* RECORDED INFORMATION *
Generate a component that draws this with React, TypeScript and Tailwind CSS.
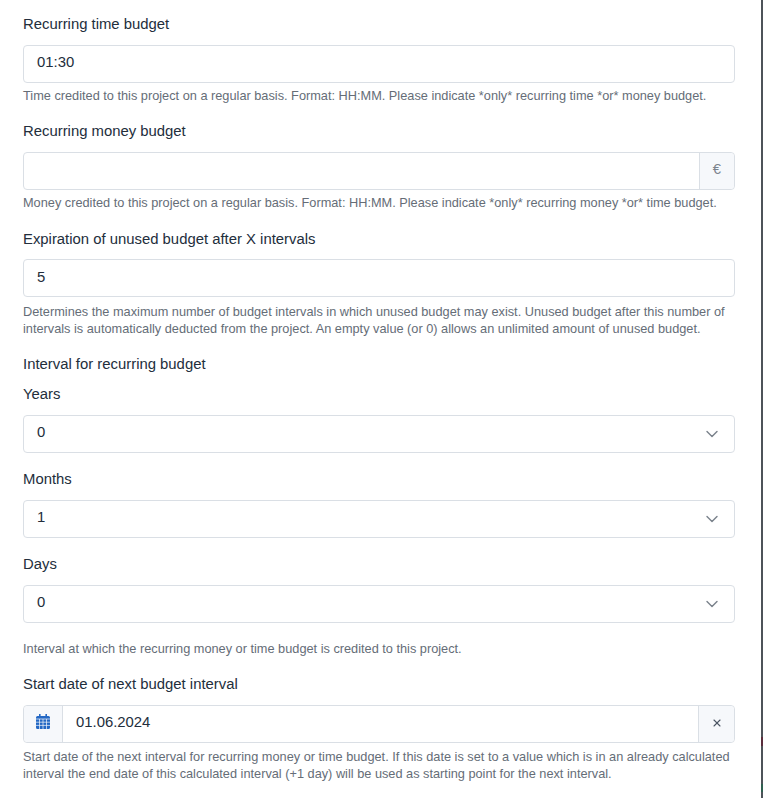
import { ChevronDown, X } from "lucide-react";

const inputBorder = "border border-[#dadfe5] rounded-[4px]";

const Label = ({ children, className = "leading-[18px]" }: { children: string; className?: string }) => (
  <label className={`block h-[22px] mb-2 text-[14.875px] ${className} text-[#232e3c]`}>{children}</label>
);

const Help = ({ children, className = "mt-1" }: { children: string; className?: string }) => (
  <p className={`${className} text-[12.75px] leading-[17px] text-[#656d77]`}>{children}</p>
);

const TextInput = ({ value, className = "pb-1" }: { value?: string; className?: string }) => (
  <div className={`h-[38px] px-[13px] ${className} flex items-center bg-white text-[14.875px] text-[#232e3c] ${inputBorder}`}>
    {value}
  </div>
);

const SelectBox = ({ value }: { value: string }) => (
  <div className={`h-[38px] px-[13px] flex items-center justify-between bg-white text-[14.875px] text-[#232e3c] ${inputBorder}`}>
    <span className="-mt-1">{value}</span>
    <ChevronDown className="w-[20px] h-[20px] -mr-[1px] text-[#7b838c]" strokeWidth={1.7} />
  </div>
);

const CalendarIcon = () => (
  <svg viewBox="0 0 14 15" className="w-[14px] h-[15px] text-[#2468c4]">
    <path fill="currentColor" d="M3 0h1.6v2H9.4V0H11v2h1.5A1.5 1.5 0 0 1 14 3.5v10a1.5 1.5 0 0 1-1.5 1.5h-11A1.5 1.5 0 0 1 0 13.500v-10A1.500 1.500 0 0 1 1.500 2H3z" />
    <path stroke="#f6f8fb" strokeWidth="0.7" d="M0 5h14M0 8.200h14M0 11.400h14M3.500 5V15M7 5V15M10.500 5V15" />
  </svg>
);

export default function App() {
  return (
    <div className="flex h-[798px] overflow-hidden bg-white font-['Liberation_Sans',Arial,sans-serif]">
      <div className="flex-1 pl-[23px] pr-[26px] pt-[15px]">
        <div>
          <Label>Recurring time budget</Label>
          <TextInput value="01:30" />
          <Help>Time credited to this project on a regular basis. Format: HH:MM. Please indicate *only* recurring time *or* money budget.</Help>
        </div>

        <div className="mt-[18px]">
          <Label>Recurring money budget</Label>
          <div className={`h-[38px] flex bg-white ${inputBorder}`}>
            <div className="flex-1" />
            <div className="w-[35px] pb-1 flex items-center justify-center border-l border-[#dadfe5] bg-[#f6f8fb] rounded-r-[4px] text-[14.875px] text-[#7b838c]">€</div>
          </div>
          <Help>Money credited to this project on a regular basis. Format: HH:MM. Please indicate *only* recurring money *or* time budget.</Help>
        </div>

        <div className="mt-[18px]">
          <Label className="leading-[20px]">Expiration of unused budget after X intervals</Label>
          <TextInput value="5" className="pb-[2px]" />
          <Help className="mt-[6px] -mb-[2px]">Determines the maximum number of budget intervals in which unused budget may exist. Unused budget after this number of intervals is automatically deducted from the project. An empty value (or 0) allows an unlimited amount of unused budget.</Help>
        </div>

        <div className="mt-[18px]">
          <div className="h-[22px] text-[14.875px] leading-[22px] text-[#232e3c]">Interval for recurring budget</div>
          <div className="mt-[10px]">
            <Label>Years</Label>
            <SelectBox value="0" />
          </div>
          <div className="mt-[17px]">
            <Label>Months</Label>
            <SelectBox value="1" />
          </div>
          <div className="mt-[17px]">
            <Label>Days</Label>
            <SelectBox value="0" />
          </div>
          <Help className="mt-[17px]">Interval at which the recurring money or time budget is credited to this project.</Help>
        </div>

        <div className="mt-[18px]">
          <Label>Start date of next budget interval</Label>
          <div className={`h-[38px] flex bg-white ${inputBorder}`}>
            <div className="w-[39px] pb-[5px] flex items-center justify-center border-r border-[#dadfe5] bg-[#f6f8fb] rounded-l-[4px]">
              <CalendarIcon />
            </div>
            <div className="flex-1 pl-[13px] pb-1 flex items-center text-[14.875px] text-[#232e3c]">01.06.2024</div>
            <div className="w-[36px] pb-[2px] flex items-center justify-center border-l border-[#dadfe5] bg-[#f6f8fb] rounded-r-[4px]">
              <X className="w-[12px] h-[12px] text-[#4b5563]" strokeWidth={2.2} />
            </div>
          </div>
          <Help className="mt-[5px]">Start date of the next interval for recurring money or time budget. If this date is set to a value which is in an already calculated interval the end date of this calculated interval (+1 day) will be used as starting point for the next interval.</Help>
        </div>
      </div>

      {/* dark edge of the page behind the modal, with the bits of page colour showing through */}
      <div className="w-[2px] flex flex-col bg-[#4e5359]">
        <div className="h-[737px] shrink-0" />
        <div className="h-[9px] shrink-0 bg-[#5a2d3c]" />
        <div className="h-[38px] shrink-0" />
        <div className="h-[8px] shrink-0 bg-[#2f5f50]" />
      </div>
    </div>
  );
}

* EXERCISE GOAL *
Leave out the pictures and restate everything else word for word.

* ANSWER FOR THE TASK *
Generate a component that draws this with React, TypeScript and Tailwind CSS.
import { ChevronDown, X } from "lucide-react";

const inputBorder = "border border-[#dadfe5] rounded-[4px]";

const Label = ({ children, className = "leading-[18px]" }: { children: string; className?: string }) => (
  <label className={`block h-[22px] mb-2 text-[14.875px] ${className} text-[#232e3c]`}>{children}</label>
);

const Help = ({ children, className = "mt-1" }: { children: string; className?: string }) => (
  <p className={`${className} text-[12.75px] leading-[17px] text-[#656d77]`}>{children}</p>
);

const TextInput = ({ value, className = "pb-1" }: { value?: string; className?: string }) => (
  <div className={`h-[38px] px-[13px] ${className} flex items-center bg-white text-[14.875px] text-[#232e3c] ${inputBorder}`}>
    {value}
  </div>
);

const SelectBox = ({ value }: { value: string }) => (
  <div className={`h-[38px] px-[13px] flex items-center justify-between bg-white text-[14.875px] text-[#232e3c] ${inputBorder}`}>
    <span className="-mt-1">{value}</span>
    <ChevronDown className="w-[20px] h-[20px] -mr-[1px] text-[#7b838c]" strokeWidth={1.7} />
  </div>
);

const CalendarIcon = () => (
  <svg viewBox="0 0 14 15" className="w-[14px] h-[15px] text-[#2468c4]">
    <path fill="currentColor" d="M3 0h1.6v2H9.4V0H11v2h1.5A1.5 1.5 0 0 1 14 3.5v10a1.5 1.5 0 0 1-1.5 1.5h-11A1.5 1.5 0 0 1 0 13.500v-10A1.500 1.500 0 0 1 1.500 2H3z" />
    <path stroke="#f6f8fb" strokeWidth="0.7" d="M0 5h14M0 8.200h14M0 11.400h14M3.500 5V15M7 5V15M10.500 5V15" />
  </svg>
);

export default function App() {
  return (
    <div className="flex h-[798px] overflow-hidden bg-white font-['Liberation_Sans',Arial,sans-serif]">
      <div className="flex-1 pl-[23px] pr-[26px] pt-[15px]">
        <div>
          <Label>Recurring time budget</Label>
          <TextInput value="01:30" />
          <Help>Time credited to this project on a regular basis. Format: HH:MM. Please indicate *only* recurring time *or* money budget.</Help>
        </div>

        <div className="mt-[18px]">
          <Label>Recurring money budget</Label>
          <div className={`h-[38px] flex bg-white ${inputBorder}`}>
            <div className="flex-1" />
            <div className="w-[35px] pb-1 flex items-center justify-center border-l border-[#dadfe5] bg-[#f6f8fb] rounded-r-[4px] text-[14.875px] text-[#7b838c]">€</div>
          </div>
          <Help>Money credited to this project on a regular basis. Format: HH:MM. Please indicate *only* recurring money *or* time budget.</Help>
        </div>

        <div className="mt-[18px]">
          <Label className="leading-[20px]">Expiration of unused budget after X intervals</Label>
          <TextInput value="5" className="pb-[2px]" />
          <Help className="mt-[6px] -mb-[2px]">Determines the maximum number of budget intervals in which unused budget may exist. Unused budget after this number of intervals is automatically deducted from the project. An empty value (or 0) allows an unlimited amount of unused budget.</Help>
        </div>

        <div className="mt-[18px]">
          <div className="h-[22px] text-[14.875px] leading-[22px] text-[#232e3c]">Interval for recurring budget</div>
          <div className="mt-[10px]">
            <Label>Years</Label>
            <SelectBox value="0" />
          </div>
          <div className="mt-[17px]">
            <Label>Months</Label>
            <SelectBox value="1" />
          </div>
          <div className="mt-[17px]">
            <Label>Days</Label>
            <SelectBox value="0" />
          </div>
          <Help className="mt-[17px]">Interval at which the recurring money or time budget is credited to this project.</Help>
        </div>

        <div className="mt-[18px]">
          <Label>Start date of next budget interval</Label>
          <div className={`h-[38px] flex bg-white ${inputBorder}`}>
            <div className="w-[39px] pb-[5px] flex items-center justify-center border-r border-[#dadfe5] bg-[#f6f8fb] rounded-l-[4px]">
              <CalendarIcon />
            </div>
            <div className="flex-1 pl-[13px] pb-1 flex items-center text-[14.875px] text-[#232e3c]">01.06.2024</div>
            <div className="w-[36px] pb-[2px] flex items-center justify-center border-l border-[#dadfe5] bg-[#f6f8fb] rounded-r-[4px]">
              <X className="w-[12px] h-[12px] text-[#4b5563]" strokeWidth={2.2} />
            </div>
          </div>
          <Help className="mt-[5px]">Start date of the next interval for recurring money or time budget. If this date is set to a value which is in an already calculated interval the end date of this calculated interval (+1 day) will be used as starting point for the next interval.</Help>
        </div>
      </div>

      {/* dark edge of the page behind the modal, with the bits of page colour showing through */}
      <div className="w-[2px] flex flex-col bg-[#4e5359]">
        <div className="h-[737px] shrink-0" />
        <div className="h-[9px] shrink-0 bg-[#5a2d3c]" />
        <div className="h-[38px] shrink-0" />
        <div className="h-[8px] shrink-0 bg-[#2f5f50]" />
      </div>
    </div>
  );
}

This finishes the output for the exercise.